-- Start --
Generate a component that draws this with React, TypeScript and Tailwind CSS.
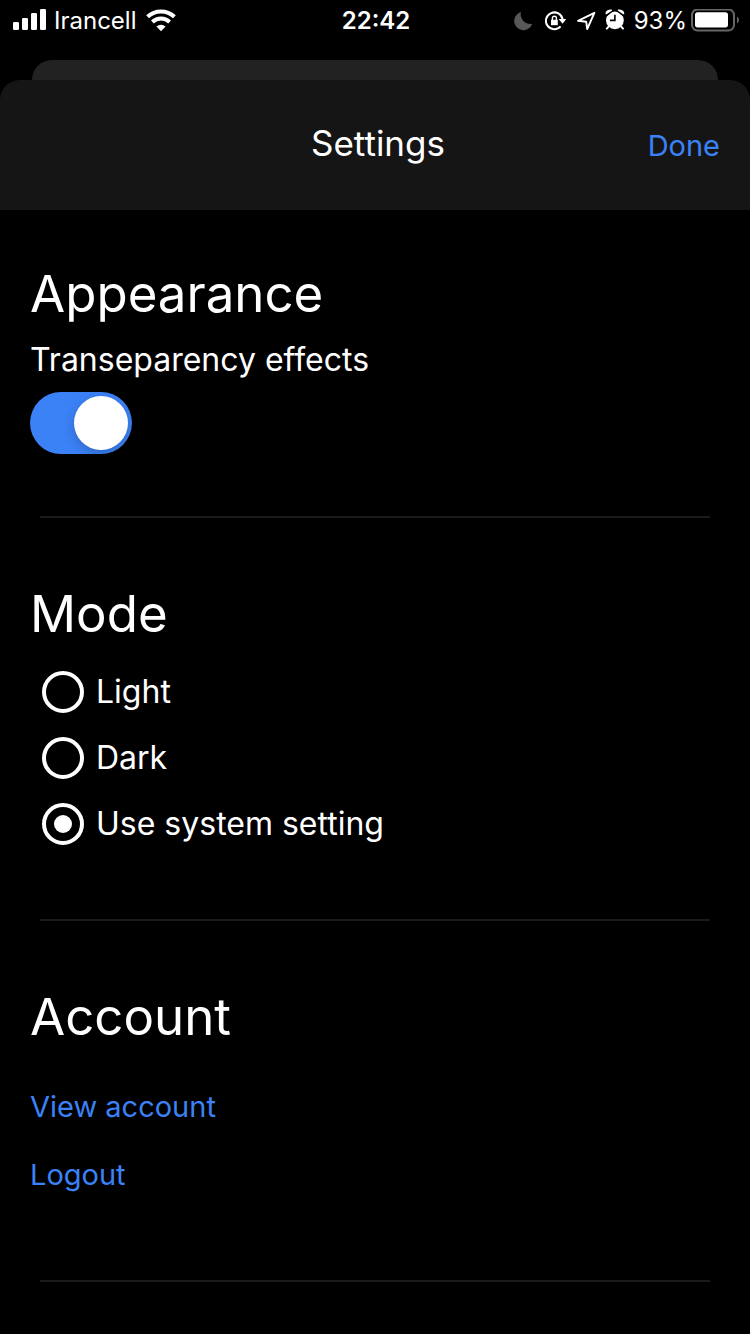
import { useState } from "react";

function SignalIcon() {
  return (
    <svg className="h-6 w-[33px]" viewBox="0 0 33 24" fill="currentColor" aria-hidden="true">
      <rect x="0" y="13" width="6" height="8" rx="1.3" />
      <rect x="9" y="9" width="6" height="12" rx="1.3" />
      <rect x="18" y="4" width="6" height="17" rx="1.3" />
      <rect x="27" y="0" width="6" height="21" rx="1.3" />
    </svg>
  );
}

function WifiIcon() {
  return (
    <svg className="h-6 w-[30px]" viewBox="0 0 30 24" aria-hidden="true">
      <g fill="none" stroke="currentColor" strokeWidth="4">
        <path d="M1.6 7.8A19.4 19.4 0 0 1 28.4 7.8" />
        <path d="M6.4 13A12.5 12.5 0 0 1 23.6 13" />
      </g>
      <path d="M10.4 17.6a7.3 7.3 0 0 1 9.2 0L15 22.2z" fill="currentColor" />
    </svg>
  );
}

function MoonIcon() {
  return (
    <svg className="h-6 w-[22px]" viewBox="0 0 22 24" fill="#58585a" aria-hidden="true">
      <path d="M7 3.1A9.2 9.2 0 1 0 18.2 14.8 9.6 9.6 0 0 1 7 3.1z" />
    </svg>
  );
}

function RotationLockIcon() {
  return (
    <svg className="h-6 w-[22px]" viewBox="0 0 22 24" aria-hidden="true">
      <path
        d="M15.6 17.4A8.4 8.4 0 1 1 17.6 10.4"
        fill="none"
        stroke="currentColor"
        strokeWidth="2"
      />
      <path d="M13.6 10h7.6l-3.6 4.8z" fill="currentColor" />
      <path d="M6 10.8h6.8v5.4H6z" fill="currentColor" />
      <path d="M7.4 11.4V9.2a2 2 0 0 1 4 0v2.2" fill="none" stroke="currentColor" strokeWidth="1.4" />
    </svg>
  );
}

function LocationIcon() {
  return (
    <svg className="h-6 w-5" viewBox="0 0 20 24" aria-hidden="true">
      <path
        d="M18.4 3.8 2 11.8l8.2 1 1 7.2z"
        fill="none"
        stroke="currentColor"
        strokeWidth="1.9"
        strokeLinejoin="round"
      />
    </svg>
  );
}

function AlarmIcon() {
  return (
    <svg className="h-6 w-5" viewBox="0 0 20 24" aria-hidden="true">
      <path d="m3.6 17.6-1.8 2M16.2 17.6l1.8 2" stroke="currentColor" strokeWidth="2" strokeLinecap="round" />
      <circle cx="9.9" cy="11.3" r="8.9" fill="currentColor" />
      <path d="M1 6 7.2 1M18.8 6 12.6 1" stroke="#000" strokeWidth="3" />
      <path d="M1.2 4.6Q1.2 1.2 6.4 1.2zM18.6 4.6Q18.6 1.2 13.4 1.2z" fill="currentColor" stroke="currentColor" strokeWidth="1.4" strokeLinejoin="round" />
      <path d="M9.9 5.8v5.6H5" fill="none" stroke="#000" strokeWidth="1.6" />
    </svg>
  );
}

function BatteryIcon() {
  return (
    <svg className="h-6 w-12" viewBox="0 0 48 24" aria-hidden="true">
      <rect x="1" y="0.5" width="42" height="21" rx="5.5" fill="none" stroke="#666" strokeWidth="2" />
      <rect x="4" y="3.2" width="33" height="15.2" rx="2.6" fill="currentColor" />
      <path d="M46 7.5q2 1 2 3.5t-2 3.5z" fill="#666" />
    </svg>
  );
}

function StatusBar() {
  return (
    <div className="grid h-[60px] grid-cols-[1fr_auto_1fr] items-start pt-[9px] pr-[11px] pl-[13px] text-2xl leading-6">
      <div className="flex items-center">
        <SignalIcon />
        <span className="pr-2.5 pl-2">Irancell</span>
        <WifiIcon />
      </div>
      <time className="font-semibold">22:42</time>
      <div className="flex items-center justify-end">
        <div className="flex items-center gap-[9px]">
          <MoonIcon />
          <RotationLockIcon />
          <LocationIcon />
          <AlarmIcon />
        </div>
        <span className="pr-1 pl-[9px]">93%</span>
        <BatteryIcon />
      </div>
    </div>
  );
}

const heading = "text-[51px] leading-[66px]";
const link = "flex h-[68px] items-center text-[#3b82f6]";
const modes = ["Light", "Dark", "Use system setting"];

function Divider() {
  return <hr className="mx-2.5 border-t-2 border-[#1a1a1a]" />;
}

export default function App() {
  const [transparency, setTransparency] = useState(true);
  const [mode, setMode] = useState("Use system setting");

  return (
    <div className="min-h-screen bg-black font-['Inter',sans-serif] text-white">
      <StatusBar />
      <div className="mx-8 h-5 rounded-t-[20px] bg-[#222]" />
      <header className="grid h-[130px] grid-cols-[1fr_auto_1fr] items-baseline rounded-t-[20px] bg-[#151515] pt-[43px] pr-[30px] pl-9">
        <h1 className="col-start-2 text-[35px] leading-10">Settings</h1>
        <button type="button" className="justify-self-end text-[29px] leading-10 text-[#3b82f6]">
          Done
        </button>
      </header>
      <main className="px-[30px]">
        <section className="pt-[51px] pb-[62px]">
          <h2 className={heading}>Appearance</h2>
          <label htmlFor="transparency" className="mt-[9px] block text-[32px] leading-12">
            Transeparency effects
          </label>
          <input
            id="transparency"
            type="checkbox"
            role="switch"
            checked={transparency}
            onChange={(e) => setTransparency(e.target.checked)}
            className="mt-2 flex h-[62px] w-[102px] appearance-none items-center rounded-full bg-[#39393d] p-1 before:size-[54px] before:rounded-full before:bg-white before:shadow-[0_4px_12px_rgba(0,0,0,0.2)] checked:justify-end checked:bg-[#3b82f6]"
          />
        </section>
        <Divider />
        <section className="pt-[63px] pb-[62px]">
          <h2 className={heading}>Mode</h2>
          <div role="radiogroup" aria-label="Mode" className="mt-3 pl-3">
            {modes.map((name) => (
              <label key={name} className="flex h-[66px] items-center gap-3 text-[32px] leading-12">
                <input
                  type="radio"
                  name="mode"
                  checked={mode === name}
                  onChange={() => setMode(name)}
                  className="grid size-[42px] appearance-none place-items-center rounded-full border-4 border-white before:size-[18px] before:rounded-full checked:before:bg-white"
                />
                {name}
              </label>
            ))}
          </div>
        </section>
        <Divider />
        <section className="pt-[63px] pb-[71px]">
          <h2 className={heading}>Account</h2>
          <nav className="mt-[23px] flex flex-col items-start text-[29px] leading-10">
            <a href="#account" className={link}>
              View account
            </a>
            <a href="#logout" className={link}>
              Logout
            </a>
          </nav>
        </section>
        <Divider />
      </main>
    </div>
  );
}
-- End --
• TO DO
The material above holds pictures; copy everything else in it exactly.

• SOLUTION FOR THIS EXERCISE
Generate a component that draws this with React, TypeScript and Tailwind CSS.
import { useState } from "react";

function SignalIcon() {
  return (
    <svg className="h-6 w-[33px]" viewBox="0 0 33 24" fill="currentColor" aria-hidden="true">
      <rect x="0" y="13" width="6" height="8" rx="1.3" />
      <rect x="9" y="9" width="6" height="12" rx="1.3" />
      <rect x="18" y="4" width="6" height="17" rx="1.3" />
      <rect x="27" y="0" width="6" height="21" rx="1.3" />
    </svg>
  );
}

function WifiIcon() {
  return (
    <svg className="h-6 w-[30px]" viewBox="0 0 30 24" aria-hidden="true">
      <g fill="none" stroke="currentColor" strokeWidth="4">
        <path d="M1.6 7.8A19.4 19.4 0 0 1 28.4 7.8" />
        <path d="M6.4 13A12.5 12.5 0 0 1 23.6 13" />
      </g>
      <path d="M10.4 17.6a7.3 7.3 0 0 1 9.2 0L15 22.2z" fill="currentColor" />
    </svg>
  );
}

function MoonIcon() {
  return (
    <svg className="h-6 w-[22px]" viewBox="0 0 22 24" fill="#58585a" aria-hidden="true">
      <path d="M7 3.1A9.2 9.2 0 1 0 18.2 14.8 9.6 9.6 0 0 1 7 3.1z" />
    </svg>
  );
}

function RotationLockIcon() {
  return (
    <svg className="h-6 w-[22px]" viewBox="0 0 22 24" aria-hidden="true">
      <path
        d="M15.6 17.4A8.4 8.4 0 1 1 17.6 10.4"
        fill="none"
        stroke="currentColor"
        strokeWidth="2"
      />
      <path d="M13.6 10h7.6l-3.6 4.8z" fill="currentColor" />
      <path d="M6 10.8h6.8v5.4H6z" fill="currentColor" />
      <path d="M7.4 11.4V9.2a2 2 0 0 1 4 0v2.2" fill="none" stroke="currentColor" strokeWidth="1.4" />
    </svg>
  );
}

function LocationIcon() {
  return (
    <svg className="h-6 w-5" viewBox="0 0 20 24" aria-hidden="true">
      <path
        d="M18.4 3.8 2 11.8l8.2 1 1 7.2z"
        fill="none"
        stroke="currentColor"
        strokeWidth="1.9"
        strokeLinejoin="round"
      />
    </svg>
  );
}

function AlarmIcon() {
  return (
    <svg className="h-6 w-5" viewBox="0 0 20 24" aria-hidden="true">
      <path d="m3.6 17.6-1.8 2M16.2 17.6l1.8 2" stroke="currentColor" strokeWidth="2" strokeLinecap="round" />
      <circle cx="9.9" cy="11.3" r="8.9" fill="currentColor" />
      <path d="M1 6 7.2 1M18.8 6 12.6 1" stroke="#000" strokeWidth="3" />
      <path d="M1.2 4.6Q1.2 1.2 6.4 1.2zM18.6 4.6Q18.6 1.2 13.4 1.2z" fill="currentColor" stroke="currentColor" strokeWidth="1.4" strokeLinejoin="round" />
      <path d="M9.9 5.8v5.6H5" fill="none" stroke="#000" strokeWidth="1.6" />
    </svg>
  );
}

function BatteryIcon() {
  return (
    <svg className="h-6 w-12" viewBox="0 0 48 24" aria-hidden="true">
      <rect x="1" y="0.5" width="42" height="21" rx="5.5" fill="none" stroke="#666" strokeWidth="2" />
      <rect x="4" y="3.2" width="33" height="15.2" rx="2.6" fill="currentColor" />
      <path d="M46 7.5q2 1 2 3.5t-2 3.5z" fill="#666" />
    </svg>
  );
}

function StatusBar() {
  return (
    <div className="grid h-[60px] grid-cols-[1fr_auto_1fr] items-start pt-[9px] pr-[11px] pl-[13px] text-2xl leading-6">
      <div className="flex items-center">
        <SignalIcon />
        <span className="pr-2.5 pl-2">Irancell</span>
        <WifiIcon />
      </div>
      <time className="font-semibold">22:42</time>
      <div className="flex items-center justify-end">
        <div className="flex items-center gap-[9px]">
          <MoonIcon />
          <RotationLockIcon />
          <LocationIcon />
          <AlarmIcon />
        </div>
        <span className="pr-1 pl-[9px]">93%</span>
        <BatteryIcon />
      </div>
    </div>
  );
}

const heading = "text-[51px] leading-[66px]";
const link = "flex h-[68px] items-center text-[#3b82f6]";
const modes = ["Light", "Dark", "Use system setting"];

function Divider() {
  return <hr className="mx-2.5 border-t-2 border-[#1a1a1a]" />;
}

export default function App() {
  const [transparency, setTransparency] = useState(true);
  const [mode, setMode] = useState("Use system setting");

  return (
    <div className="min-h-screen bg-black font-['Inter',sans-serif] text-white">
      <StatusBar />
      <div className="mx-8 h-5 rounded-t-[20px] bg-[#222]" />
      <header className="grid h-[130px] grid-cols-[1fr_auto_1fr] items-baseline rounded-t-[20px] bg-[#151515] pt-[43px] pr-[30px] pl-9">
        <h1 className="col-start-2 text-[35px] leading-10">Settings</h1>
        <button type="button" className="justify-self-end text-[29px] leading-10 text-[#3b82f6]">
          Done
        </button>
      </header>
      <main className="px-[30px]">
        <section className="pt-[51px] pb-[62px]">
          <h2 className={heading}>Appearance</h2>
          <label htmlFor="transparency" className="mt-[9px] block text-[32px] leading-12">
            Transeparency effects
          </label>
          <input
            id="transparency"
            type="checkbox"
            role="switch"
            checked={transparency}
            onChange={(e) => setTransparency(e.target.checked)}
            className="mt-2 flex h-[62px] w-[102px] appearance-none items-center rounded-full bg-[#39393d] p-1 before:size-[54px] before:rounded-full before:bg-white before:shadow-[0_4px_12px_rgba(0,0,0,0.2)] checked:justify-end checked:bg-[#3b82f6]"
          />
        </section>
        <Divider />
        <section className="pt-[63px] pb-[62px]">
          <h2 className={heading}>Mode</h2>
          <div role="radiogroup" aria-label="Mode" className="mt-3 pl-3">
            {modes.map((name) => (
              <label key={name} className="flex h-[66px] items-center gap-3 text-[32px] leading-12">
                <input
                  type="radio"
                  name="mode"
                  checked={mode === name}
                  onChange={() => setMode(name)}
                  className="grid size-[42px] appearance-none place-items-center rounded-full border-4 border-white before:size-[18px] before:rounded-full checked:before:bg-white"
                />
                {name}
              </label>
            ))}
          </div>
        </section>
        <Divider />
        <section className="pt-[63px] pb-[71px]">
          <h2 className={heading}>Account</h2>
          <nav className="mt-[23px] flex flex-col items-start text-[29px] leading-10">
            <a href="#account" className={link}>
              View account
            </a>
            <a href="#logout" className={link}>
              Logout
            </a>
          </nav>
        </section>
        <Divider />
      </main>
    </div>
  );
}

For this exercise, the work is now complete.